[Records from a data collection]
++++++++++++++++++++

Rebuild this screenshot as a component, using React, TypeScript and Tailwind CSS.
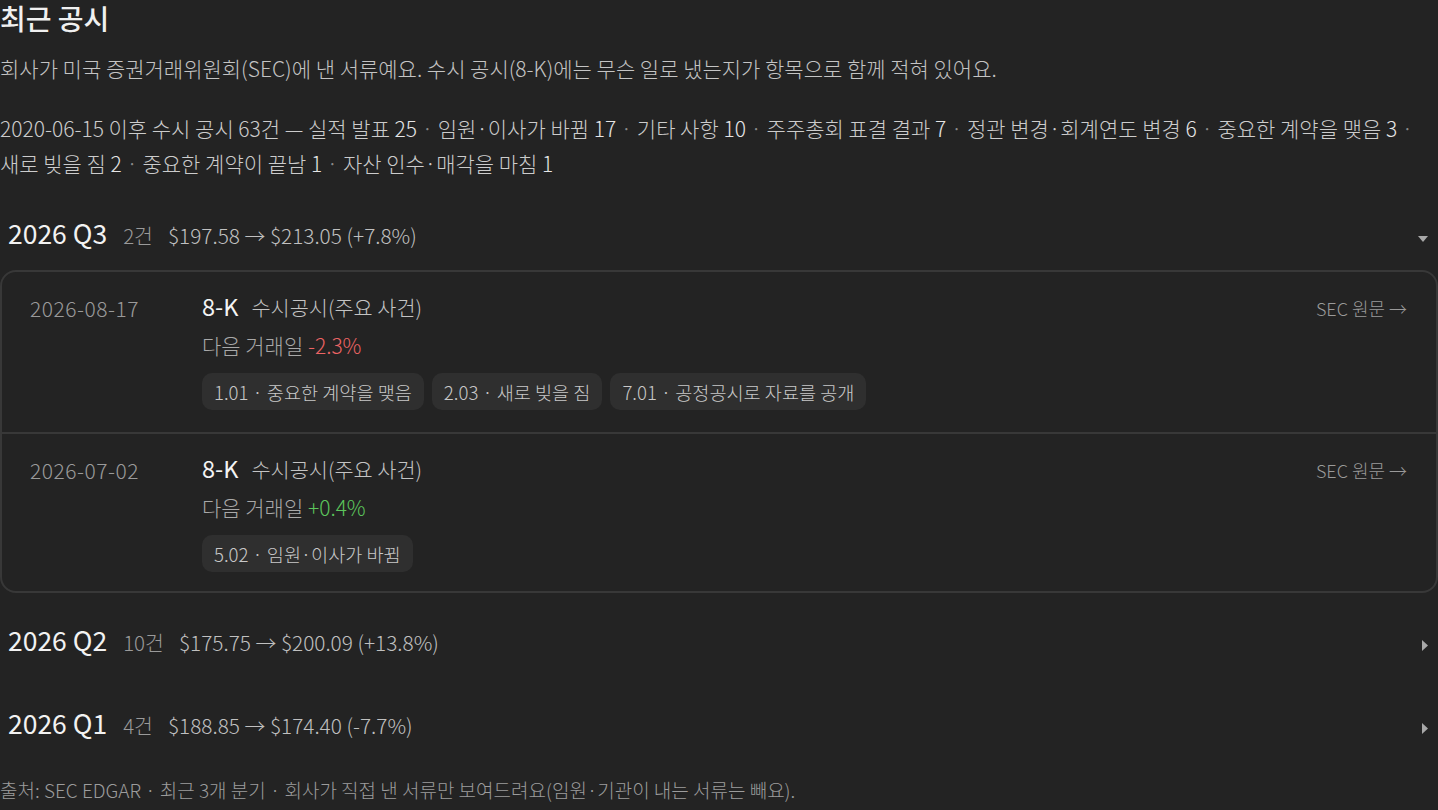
import React from "react";

const font = { fontFamily: '"Noto Sans CJK KR", "Noto Sans", sans-serif' };

type Filing = {
  date: string;
  change: string;
  up: boolean;
  items: string[];
};

const q3: Filing[] = [
  {
    date: "2026-08-17",
    change: "-2.3%",
    up: false,
    items: ["1.01 · 중요한 계약을 맺음", "2.03 · 새로 빚을 짐", "7.01 · 공정공시로 자료를 공개"],
  },
  {
    date: "2026-07-02",
    change: "+0.4%",
    up: true,
    items: ["5.02 · 임원·이사가 바뀜"],
  },
];

const stats: [string, string][] = [
  ["실적 발표", "25"],
  ["임원·이사가 바뀜", "17"],
  ["기타 사항", "10"],
  ["주주총회 표결 결과", "7"],
  ["정관 변경·회계연도 변경", "6"],
  ["중요한 계약을 맺음", "3"],
  ["새로 빚을 짐", "2"],
  ["중요한 계약이 끝남", "1"],
  ["자산 인수·매각을 마침", "1"],
];

function DownTri() {
  return (
    <svg width="10" height="6" viewBox="0 0 10 6" className="block mt-[10px]">
      <path d="M0 0 L10 0 L5 6 Z" fill="#a8a8a8" />
    </svg>
  );
}

function RightTri() {
  return (
    <svg width="6" height="11" viewBox="0 0 6 11" className="block mt-[9px]">
      <path d="M0 0 L6 5.5 L0 11 Z" fill="#a8a8a8" />
    </svg>
  );
}

function QuarterHeader({
  q,
  count,
  range,
  open,
}: {
  q: string;
  count: string;
  range: string;
  open: boolean;
}) {
  return (
    <div className="flex items-center h-[68px] pb-[5px] pl-[8px] pr-[10px]">
      <div className="flex items-baseline flex-1">
        <span className="text-[26.5px] font-normal text-[#f2f2f2] leading-[36px]">{q}</span>
        <span className="ml-[16px] text-[20.5px] font-light text-[#9a9a9a]">{count}</span>
        <span className="ml-[15px] text-[20.8px] font-light text-[#c0c0c0]">{range}</span>
      </div>
      {open ? <DownTri /> : <RightTri />}
    </div>
  );
}

function Row({ f, last }: { f: Filing; last: boolean }) {
  return (
    <div
      className={
        "flex pl-[28px] pr-[29px] pt-[22px] " +
        (last ? "pb-[19px]" : "pb-[22px] border-b-[2px] border-[#383838]")
      }
    >
      <div className="w-[172px] shrink-0 h-[28px] text-[21px] tracking-[0.5px] font-light leading-[28px] text-[#9a9a9a]">
        {f.date}
      </div>
      <div className="flex-1 -mt-[2px]">
        <div className="flex items-baseline h-[28px] leading-[28px]">
          <span className="text-[23.5px] font-normal text-[#f4f4f4] leading-[28px]">8-K</span>
          <span className="ml-[13px] text-[20.8px] font-light text-[#c4c4c4] leading-[28px]">수시공시(주요 사건)</span>
        </div>
        <div className="mt-[11px] h-[28px] text-[21px] font-light leading-[28px] text-[#a8a8a8]">
          다음 거래일{" "}
          <span className={f.up ? "text-[#5cc65c]" : "text-[#ec6464]"}>{f.change}</span>
        </div>
        <div className="mt-[14px] flex flex-wrap gap-[8px]">
          {f.items.map((it) => (
            <span
              key={it}
              className="h-[37px] px-[12px] flex items-center rounded-[10px] bg-[#2f2f2f] text-[18.6px] font-light text-[#c8c8c8]"
            >
              {it}
            </span>
          ))}
        </div>
      </div>
      <div className="h-[28px] text-[18px] font-light leading-[28px] text-[#9a9a9a]">SEC 원문 →</div>
    </div>
  );
}

export default function App() {
  return (
    <div className="min-h-screen bg-[#232323] text-[#cccccc]" style={font}>
      <h2 className="text-[28px] font-medium leading-[36px] text-[#f0f0f0]">최근 공시</h2>
      <p className="mt-[15px] text-[21px] font-light leading-[35px] text-[#c4c4c4]">
        회사가 미국 증권거래위원회(SEC)에 낸 서류예요. 수시 공시(8-K)에는 무슨 일로 냈는지가 항목으로 함께 적혀 있어요.
      </p>
      <p className="mt-[25px] text-[21px] font-light leading-[35px] text-[#cccccc] break-keep">
        2020-06-15 이후 수시 공시 63건 — {" "}
        {stats.map(([k, v], i) => (
          <React.Fragment key={k}>
            {k} <span className="text-[#e6e6e6]">{v}</span>
            {i < stats.length - 1 ? <span className="text-[#8a8a8a]"> · </span> : null}
          </React.Fragment>
        ))}
      </p>

      <div className="mt-[21px]">
        <QuarterHeader q="2026 Q3" count="2건" range="$197.58 → $213.05 (+7.8%)" open />
        <div className="rounded-[16px] border-[2px] border-[#383838] overflow-hidden">
          {q3.map((f, i) => (
            <Row key={f.date} f={f} last={i === q3.length - 1} />
          ))}
        </div>
      </div>

      <div className="mt-[16px]">
        <QuarterHeader q="2026 Q2" count="10건" range="$175.75 → $200.09 (+13.8%)" open={false} />
      </div>
      <div className="mt-[15px]">
        <QuarterHeader q="2026 Q1" count="4건" range="$188.85 → $174.40 (-7.7%)" open={false} />
      </div>

      <p className="mt-[16px] text-[19px] font-light leading-[28px] text-[#9c9c9c]">
        출처: SEC EDGAR · 최근 3개 분기 · 회사가 직접 낸 서류만 보여드려요(임원·기관이 내는 서류는 빼요).
      </p>
    </div>
  );
}
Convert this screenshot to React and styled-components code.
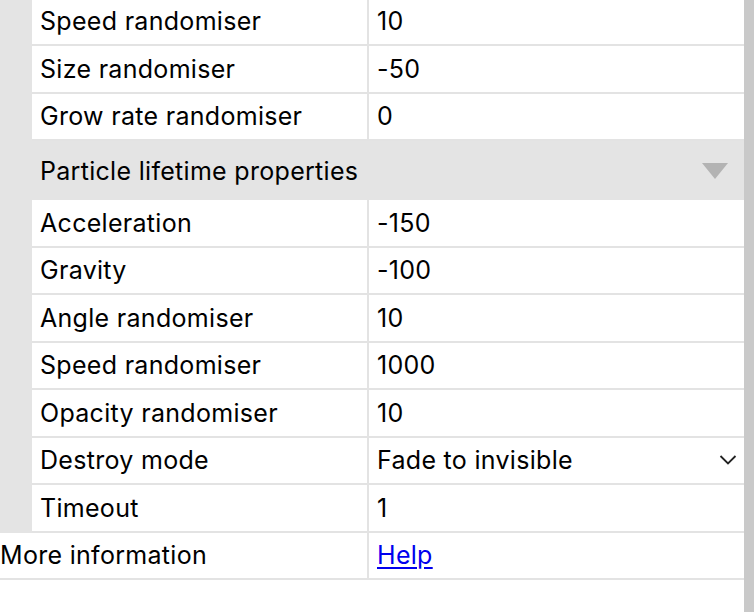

++++++++++++++++++++

YOUR TASK: Gather each line in these records that contains the string "this".

THE OUTPUT:
Rebuild this screenshot as a component, using React, TypeScript and Tailwind CSS.
Convert this screenshot to React and styled-components code.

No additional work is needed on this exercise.